| Request |
Repeat every line of the data exactly, but not the pictures.

| Data segment |

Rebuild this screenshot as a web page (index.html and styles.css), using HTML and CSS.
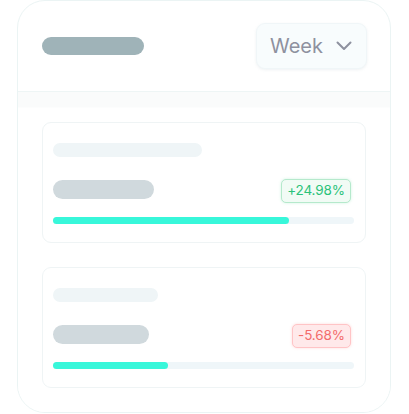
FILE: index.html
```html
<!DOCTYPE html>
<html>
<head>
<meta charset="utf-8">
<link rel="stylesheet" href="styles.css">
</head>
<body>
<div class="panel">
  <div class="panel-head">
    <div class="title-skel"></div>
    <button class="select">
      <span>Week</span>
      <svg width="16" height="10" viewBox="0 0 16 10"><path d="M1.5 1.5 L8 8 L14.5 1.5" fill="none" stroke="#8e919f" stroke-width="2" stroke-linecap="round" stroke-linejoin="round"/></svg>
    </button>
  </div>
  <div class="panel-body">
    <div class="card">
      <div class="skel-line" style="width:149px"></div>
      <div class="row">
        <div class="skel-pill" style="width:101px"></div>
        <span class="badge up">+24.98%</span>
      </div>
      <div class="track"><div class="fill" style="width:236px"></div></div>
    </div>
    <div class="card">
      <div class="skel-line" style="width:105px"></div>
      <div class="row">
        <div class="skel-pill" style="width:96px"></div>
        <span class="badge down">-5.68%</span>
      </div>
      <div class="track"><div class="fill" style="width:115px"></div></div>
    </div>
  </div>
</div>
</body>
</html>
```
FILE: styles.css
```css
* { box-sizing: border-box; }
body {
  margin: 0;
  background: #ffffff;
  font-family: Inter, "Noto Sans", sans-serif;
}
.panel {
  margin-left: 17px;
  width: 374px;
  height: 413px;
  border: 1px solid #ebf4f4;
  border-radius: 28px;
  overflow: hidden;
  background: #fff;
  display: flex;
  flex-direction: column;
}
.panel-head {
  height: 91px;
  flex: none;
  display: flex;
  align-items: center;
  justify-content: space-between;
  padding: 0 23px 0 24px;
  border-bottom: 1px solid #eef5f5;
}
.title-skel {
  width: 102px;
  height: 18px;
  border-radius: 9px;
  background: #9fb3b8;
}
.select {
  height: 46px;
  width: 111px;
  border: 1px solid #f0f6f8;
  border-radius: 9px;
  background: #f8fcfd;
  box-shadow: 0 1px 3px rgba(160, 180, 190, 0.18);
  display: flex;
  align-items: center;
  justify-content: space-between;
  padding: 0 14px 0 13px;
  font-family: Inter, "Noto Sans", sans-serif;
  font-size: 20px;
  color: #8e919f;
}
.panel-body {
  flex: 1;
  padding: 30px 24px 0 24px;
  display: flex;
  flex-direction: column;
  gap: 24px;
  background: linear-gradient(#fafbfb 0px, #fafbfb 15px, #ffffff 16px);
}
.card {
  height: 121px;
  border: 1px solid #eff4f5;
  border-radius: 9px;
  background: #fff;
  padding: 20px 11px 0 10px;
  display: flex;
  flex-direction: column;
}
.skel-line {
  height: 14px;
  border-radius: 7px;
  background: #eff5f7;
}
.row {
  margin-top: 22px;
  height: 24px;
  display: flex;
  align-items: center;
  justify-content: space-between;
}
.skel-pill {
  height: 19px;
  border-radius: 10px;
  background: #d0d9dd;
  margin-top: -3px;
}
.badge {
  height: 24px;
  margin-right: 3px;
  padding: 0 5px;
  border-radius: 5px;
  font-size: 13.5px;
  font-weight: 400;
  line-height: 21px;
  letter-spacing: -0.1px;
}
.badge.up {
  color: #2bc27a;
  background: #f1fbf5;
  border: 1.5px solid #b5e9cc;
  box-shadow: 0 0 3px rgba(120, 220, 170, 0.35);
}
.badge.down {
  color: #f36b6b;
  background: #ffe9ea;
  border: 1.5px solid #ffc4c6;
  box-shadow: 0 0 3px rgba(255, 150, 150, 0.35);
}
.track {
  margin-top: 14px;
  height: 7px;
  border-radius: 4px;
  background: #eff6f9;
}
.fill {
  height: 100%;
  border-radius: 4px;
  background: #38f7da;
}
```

| Exercise output |
Rebuild this screenshot as a web page (index.html and styles.css), using HTML and CSS.
FILE: index.html
```html
<!DOCTYPE html>
<html>
<head>
<meta charset="utf-8">
<link rel="stylesheet" href="styles.css">
</head>
<body>
<div class="panel">
  <div class="panel-head">
    <div class="title-skel"></div>
    <button class="select">
      <span>Week</span>
      <svg width="16" height="10" viewBox="0 0 16 10"><path d="M1.5 1.5 L8 8 L14.5 1.5" fill="none" stroke="#8e919f" stroke-width="2" stroke-linecap="round" stroke-linejoin="round"/></svg>
    </button>
  </div>
  <div class="panel-body">
    <div class="card">
      <div class="skel-line" style="width:149px"></div>
      <div class="row">
        <div class="skel-pill" style="width:101px"></div>
        <span class="badge up">+24.98%</span>
      </div>
      <div class="track"><div class="fill" style="width:236px"></div></div>
    </div>
    <div class="card">
      <div class="skel-line" style="width:105px"></div>
      <div class="row">
        <div class="skel-pill" style="width:96px"></div>
        <span class="badge down">-5.68%</span>
      </div>
      <div class="track"><div class="fill" style="width:115px"></div></div>
    </div>
  </div>
</div>
</body>
</html>
```
FILE: styles.css
```css
* { box-sizing: border-box; }
body {
  margin: 0;
  background: #ffffff;
  font-family: Inter, "Noto Sans", sans-serif;
}
.panel {
  margin-left: 17px;
  width: 374px;
  height: 413px;
  border: 1px solid #ebf4f4;
  border-radius: 28px;
  overflow: hidden;
  background: #fff;
  display: flex;
  flex-direction: column;
}
.panel-head {
  height: 91px;
  flex: none;
  display: flex;
  align-items: center;
  justify-content: space-between;
  padding: 0 23px 0 24px;
  border-bottom: 1px solid #eef5f5;
}
.title-skel {
  width: 102px;
  height: 18px;
  border-radius: 9px;
  background: #9fb3b8;
}
.select {
  height: 46px;
  width: 111px;
  border: 1px solid #f0f6f8;
  border-radius: 9px;
  background: #f8fcfd;
  box-shadow: 0 1px 3px rgba(160, 180, 190, 0.18);
  display: flex;
  align-items: center;
  justify-content: space-between;
  padding: 0 14px 0 13px;
  font-family: Inter, "Noto Sans", sans-serif;
  font-size: 20px;
  color: #8e919f;
}
.panel-body {
  flex: 1;
  padding: 30px 24px 0 24px;
  display: flex;
  flex-direction: column;
  gap: 24px;
  background: linear-gradient(#fafbfb 0px, #fafbfb 15px, #ffffff 16px);
}
.card {
  height: 121px;
  border: 1px solid #eff4f5;
  border-radius: 9px;
  background: #fff;
  padding: 20px 11px 0 10px;
  display: flex;
  flex-direction: column;
}
.skel-line {
  height: 14px;
  border-radius: 7px;
  background: #eff5f7;
}
.row {
  margin-top: 22px;
  height: 24px;
  display: flex;
  align-items: center;
  justify-content: space-between;
}
.skel-pill {
  height: 19px;
  border-radius: 10px;
  background: #d0d9dd;
  margin-top: -3px;
}
.badge {
  height: 24px;
  margin-right: 3px;
  padding: 0 5px;
  border-radius: 5px;
  font-size: 13.5px;
  font-weight: 400;
  line-height: 21px;
  letter-spacing: -0.1px;
}
.badge.up {
  color: #2bc27a;
  background: #f1fbf5;
  border: 1.5px solid #b5e9cc;
  box-shadow: 0 0 3px rgba(120, 220, 170, 0.35);
}
.badge.down {
  color: #f36b6b;
  background: #ffe9ea;
  border: 1.5px solid #ffc4c6;
  box-shadow: 0 0 3px rgba(255, 150, 150, 0.35);
}
.track {
  margin-top: 14px;
  height: 7px;
  border-radius: 4px;
  background: #eff6f9;
}
.fill {
  height: 100%;
  border-radius: 4px;
  background: #38f7da;
}
```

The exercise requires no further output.